Taiwan’s life insurance companies would continue to move toward global standards in their product mix, solvency regime and investment strategy, which will enhance their resilience, Fitch Ratings said on Monday.
The convergence will include the adoption of new accounting rules, a shift to a new solvency regime and the associated changes to product mix, investment strategy and capital requirements, as well as the promotion of sustainable finance, Fitch said.
In the past few years, the Financial Supervisory Commission (FSC) has tightened regulations to prepare life insurers for new global accounting standards and migration to a new solvency regime, the ratings agency said.
Following these regulatory changes, Fitch said it has observed a favorable shift away from savings-type insurance products and toward more foreign-currency products.
The FSC has also permitted a wider investment scope to allow better asset-liability management by life insurers and promoted risk management that is more aligned with global practices, Fitch said.
The financial regulator began to address the potential capital gap well in advance by requiring life insurers to make up for the shortfall in insurance reserves and recently introduced a net-worth-to-assets ratio threshold to limit leverage, Fitch said.
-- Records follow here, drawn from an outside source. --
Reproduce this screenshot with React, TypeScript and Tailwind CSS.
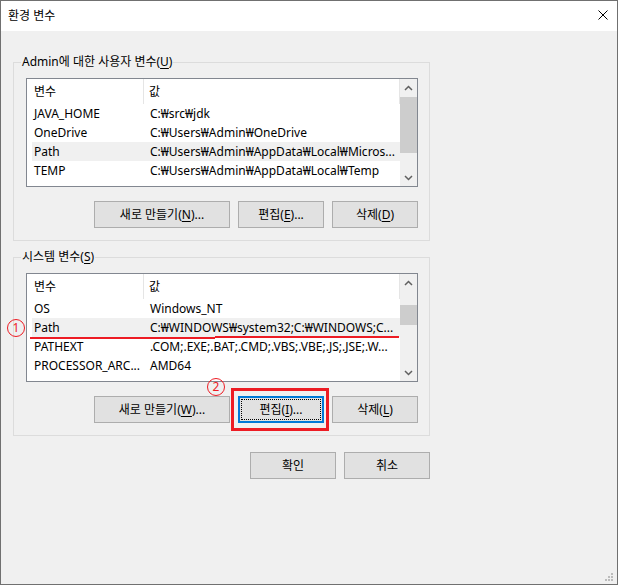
type Row = { name: string; value: string };

const userVars: Row[] = [
  { name: "JAVA_HOME", value: "C:₩src₩jdk" },
  { name: "OneDrive", value: "C:₩Users₩Admin₩OneDrive" },
  { name: "Path", value: "C:₩Users₩Admin₩AppData₩Local₩Micros..." },
  { name: "TEMP", value: "C:₩Users₩Admin₩AppData₩Local₩Temp" },
];

const systemVars: Row[] = [
  { name: "OS", value: "Windows_NT" },
  { name: "Path", value: "C:₩WINDOWS₩system32;C:₩WINDOWS;C..." },
  { name: "PATHEXT", value: ".COM;.EXE;.BAT;.CMD;.VBS;.VBE;.JS;.JSE;.W..." },
  { name: "PROCESSOR_ARC...", value: "AMD64" },
];

function Chevron({ up }: { up?: boolean }) {
  return (
    <svg width="9" height="6" viewBox="0 0 9 6">
      <polyline
        points={up ? "1,5 4.5,1.5 8,5" : "1,1 4.5,4.5 8,1"}
        fill="none"
        stroke="#606060"
        strokeWidth="1.5"
      />
    </svg>
  );
}

function ListView({
  rows,
  selected,
  thumbTop,
  thumbHeight,
  marked,
}: {
  rows: Row[];
  selected: number;
  thumbTop: string;
  thumbHeight: string;
  marked?: boolean;
}) {
  return (
    <div className="flex h-[109px] w-[392px] overflow-hidden border border-[#828790] bg-white">
      <div className="min-w-0 flex-1">
        {/* header */}
        <div className="flex h-[25px] items-center">
          <div className="flex h-full w-[117px] items-center border-r border-[#e5e5e5] pl-[7px]">변수</div>
          <div className="flex h-full flex-1 items-center border-r border-[#e5e5e5] pl-[5px]">값</div>
        </div>
        {rows.map((r, i) => (
          <div
            key={r.name}
            className={`relative ml-[5px] flex h-[19px] leading-[19px] whitespace-nowrap ${
              i === selected ? "bg-[#f0f0f0]" : ""
            }`}
          >
            <div className="w-[116px] overflow-hidden pl-[2px]">{r.name}</div>
            <div className="min-w-0 flex-1 overflow-hidden pl-[2px]">{r.value}</div>
            {marked && i === selected && (
              <>
                <div className="absolute left-[-2px] top-[19px] h-[2px] w-[185px] bg-[#ed1c24]" />
                <div className="absolute left-[183px] right-[1px] top-[18px] h-[2px] bg-[#ed1c24]" />
              </>
            )}
          </div>
        ))}
      </div>
      {/* scrollbar */}
      <div className="flex w-[17px] flex-col bg-[#f0f0f0]">
        <div className="flex h-[17px] items-center justify-center">
          <Chevron up />
        </div>
        <div className="flex-1">
          <div className={`${thumbTop} ${thumbHeight} bg-[#cdcdcd]`} />
        </div>
        <div className="flex h-[17px] items-center justify-center">
          <Chevron />
        </div>
      </div>
    </div>
  );
}

function Btn({
  children,
  w = "w-[86px]",
  focused,
  boxed,
}: {
  children: React.ReactNode;
  w?: string;
  focused?: boolean;
  boxed?: boolean;
}) {
  return (
    <div className={`relative h-[27px] ${w}`}>
      <div
        className={`relative flex h-full w-full items-center justify-center bg-[#e1e1e1] ${
          focused ? "border-2 border-[#0078d7]" : "border border-[#adadad]"
        }`}
      >
        {focused && <div className="absolute inset-[1px] border border-dotted border-black" />}
        <span>{children}</span>
      </div>
      {boxed && (
        <div className="pointer-events-none absolute -bottom-[8px] -left-[7px] -right-[5px] -top-[8px] border-[3px] border-[#ed1c24]" />
      )}
    </div>
  );
}

function Group({
  label,
  accel,
  children,
  className = "",
}: {
  label: string;
  accel: string;
  children: React.ReactNode;
  className?: string;
}) {
  return (
    <fieldset className={`w-[417px] border border-[#dcdcdc] ${className}`}>
      <legend className="ml-[7px] px-[1px] text-[12px] leading-[16px]">
        {label}(<span className="underline underline-offset-2">{accel}</span>)
      </legend>
      <div className="pb-[12px] pl-[12px] pt-[8px]">{children}</div>
    </fieldset>
  );
}

function Circled({ n, className }: { n: string; className: string }) {
  return (
    <div
      className={`absolute flex h-[18px] w-[18px] items-center justify-center rounded-full border border-[#ed1c24] text-[12px] leading-none text-[#ed1c24] ${className}`}
    >
      {n}
    </div>
  );
}

export default function App() {
  return (
    <div className="relative flex h-[585px] w-[618px] flex-col border border-[#707070] bg-[#f0f0f0] font-['Noto_Sans','Noto_Sans_CJK_KR',sans-serif] text-[12px] text-black">
      {/* Title bar */}
      <div className="flex h-[30px] items-center justify-between bg-white pl-[7px] pr-[9px]">
        <span>환경 변수</span>
        <svg width="10" height="10" viewBox="0 0 10 10" className="-mt-[3px]">
          <path d="M0.5 0.5 L9.5 9.5 M9.5 0.5 L0.5 9.5" stroke="#000" strokeWidth="1" />
        </svg>
      </div>

      <div className="pl-[12px]">
        <Group label="Admin에 대한 사용자 변수" accel="U" className="mt-[23px]">
          <ListView rows={userVars} selected={2} thumbTop="mt-[1px]" thumbHeight="h-[56px]" />
          <div className="mt-[14px] flex w-[392px] justify-end gap-[8px]">
            <Btn w="w-[136px]">
              새로 만들기(<span className="underline underline-offset-2">N</span>)...
            </Btn>
            <Btn>
              편집(<span className="underline underline-offset-2">E</span>)...
            </Btn>
            <Btn>
              삭제(<span className="underline underline-offset-2">D</span>)
            </Btn>
          </div>
        </Group>

        <Group label="시스템 변수" accel="S" className="mt-[8px]">
          <ListView
            rows={systemVars}
            selected={1}
            thumbTop="mt-[14px]"
            thumbHeight="h-[20px]"
            marked
          />
          <div className="mt-[14px] flex w-[392px] justify-end gap-[8px]">
            <Btn w="w-[136px]">
              새로 만들기(<span className="underline underline-offset-2">W</span>)...
            </Btn>
            <Btn focused boxed>
              편집(<span className="underline underline-offset-2">I</span>)...
            </Btn>
            <Btn>
              삭제(<span className="underline underline-offset-2">L</span>)
            </Btn>
          </div>
        </Group>

        <div className="mt-[16px] flex w-[417px] justify-end gap-[8px]">
          <Btn>확인</Btn>
          <Btn>취소</Btn>
        </div>
      </div>

      {/* annotations */}
      <Circled n="1" className="left-[6px] top-[318px]" />
      <Circled n="2" className="left-[206px] top-[377px]" />

      {/* resize grip */}
      <svg width="9" height="9" viewBox="0 0 9 9" className="absolute bottom-[2px] right-[3px]">
        <rect x="6" y="0" width="2" height="2" fill="#bcbcbc" />
        <rect x="3" y="3" width="2" height="2" fill="#bcbcbc" />
        <rect x="6" y="3" width="2" height="2" fill="#bcbcbc" />
        <rect x="0" y="6" width="2" height="2" fill="#bcbcbc" />
        <rect x="3" y="6" width="2" height="2" fill="#bcbcbc" />
        <rect x="6" y="6" width="2" height="2" fill="#bcbcbc" />
      </svg>
    </div>
  );
}
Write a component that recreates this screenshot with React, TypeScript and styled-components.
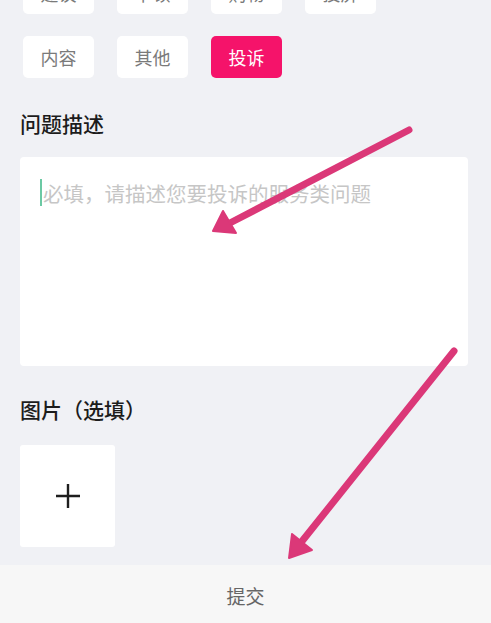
import React from 'react';
import styled, { createGlobalStyle } from 'styled-components';

const topTags = ['建议', '卡顿', '购物', '投屏'];
const tags = ['内容', '其他', '投诉'];
const active = '投诉';

function App() {
  return (
    <SPage>
      <GlobalStyle />
      <SContent>
        <STagGrid>
          {topTags.map((t) => (
            <STag key={t}>{t}</STag>
          ))}
          {tags.map((t) => (
            <STag key={t} $active={t === active}>
              {t}
            </STag>
          ))}
        </STagGrid>
        <STitle>问题描述</STitle>
        <STextBox>
          <SCaret />
          <SPlaceholder>必填，请描述您要投诉的服务类问题</SPlaceholder>
        </STextBox>
        <STitle $gap={29}>图片（选填）</STitle>
        <SUpload>
          <svg width='26' height='26' viewBox='0 0 26 26'>
            <path d='M13 1v24M1 13h24' stroke='#1e1e1e' strokeWidth='2.4' />
          </svg>
        </SUpload>
      </SContent>
      <SSubmitBar>提交</SSubmitBar>
      <SArrows width='491' height='623' viewBox='0 0 491 623'>
        <g fill='#db3878' stroke='#db3878' strokeLinecap='round'>
          <line x1='409' y1='130' x2='228' y2='224' strokeWidth='7' />
          <polygon points='213,231 223,211 236,233' strokeWidth='2' strokeLinejoin='round' />
          <line x1='454' y1='351' x2='299' y2='545' strokeWidth='7' />
          <polygon points='289,558 292,534 312,550' strokeWidth='2' strokeLinejoin='round' />
        </g>
      </SArrows>
    </SPage>
  );
}

export default App;

const GlobalStyle = createGlobalStyle`
  html, body {
    margin: 0;
    padding: 0;
    background: #f0f1f5;
    font-family: 'Noto Sans CJK SC', 'Noto Sans', sans-serif;
  }
`;

const SPage = styled.div`
  position: relative;
  width: 491px;
  height: 623px;
  overflow: hidden;
  display: flex;
  flex-direction: column;
  background: #f0f1f5;
`;

const SContent = styled.div`
  flex: 1;
  display: flex;
  flex-direction: column;
  align-items: flex-start;
  padding: 0 23px 0 20px;
  margin-top: -28px;
`;

const STagGrid = styled.div`
  display: grid;
  grid-template-columns: repeat(4, 71px);
  column-gap: 23px;
  row-gap: 22px;
  margin-left: 3px;
`;

const STag = styled.div<{ $active?: boolean }>`
  height: 42px;
  border-radius: 5px;
  display: flex;
  align-items: center;
  justify-content: center;
  font-size: 18px;
  color: ${(p) => (p.$active ? '#ffffff' : '#7a7a7a')};
  background: ${(p) => (p.$active ? '#f5136a' : '#ffffff')};
`;

const STitle = styled.div<{ $gap?: number }>`
  margin-top: ${(p) => p.$gap ?? 31}px;
  font-size: 21px;
  line-height: 28px;
  font-weight: 500;
  color: #1c1c1c;
`;

const STextBox = styled.div`
  margin-top: 20px;
  width: 448px;
  height: 209px;
  box-sizing: border-box;
  background: #ffffff;
  border-radius: 4px;
  padding: 22px 20px 0 20px;
  display: flex;
  align-items: flex-start;
`;

const SCaret = styled.div`
  width: 2px;
  height: 27px;
  background: #6cc9a4;
  margin-right: 1px;
`;

const SPlaceholder = styled.div`
  font-size: 20.5px;
  line-height: 28px;
  color: #c6c6c6;
`;

const SUpload = styled.div`
  margin-top: 22px;
  width: 95px;
  height: 102px;
  background: #ffffff;
  border-radius: 3px;
  display: flex;
  align-items: center;
  justify-content: center;
`;

const SSubmitBar = styled.div`
  height: 58px;
  flex-shrink: 0;
  background: #f7f7f7;
  display: flex;
  align-items: center;
  justify-content: center;
  padding-top: 2px;
  box-sizing: border-box;
  font-size: 19px;
  color: #666666;
`;

const SArrows = styled.svg`
  position: absolute;
  left: 0;
  top: 0;
  pointer-events: none;
`;
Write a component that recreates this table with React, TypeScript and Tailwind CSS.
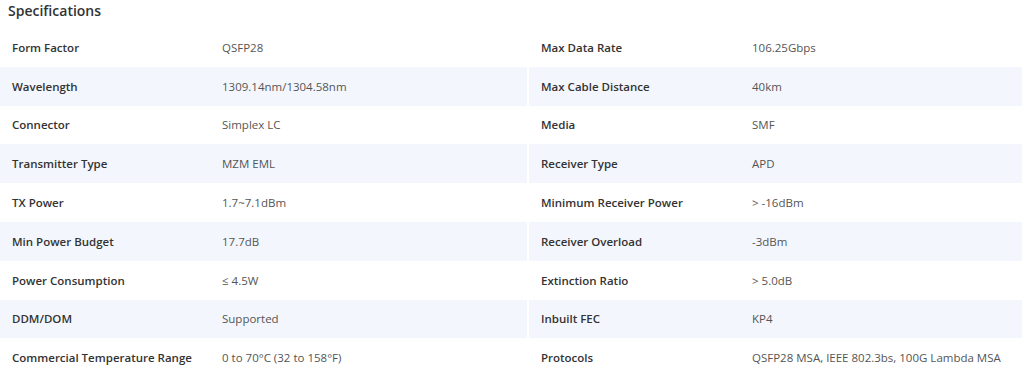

The FSC might release more details on the three-stage road map it announced in July last year for the adoption of the new accounting standards and solvency regime, Fitch said.
Sustainability has also been moving up the regulatory agenda and the FSC has encouraged the development of green insurance products, it said.
Taiwan’s life insurers have begun to invest in renewable energy projects, and Fitch said it expects greater growth in green investments.
Climate-change risks are now on the regulator’s radar and will continue to grow in importance, it said.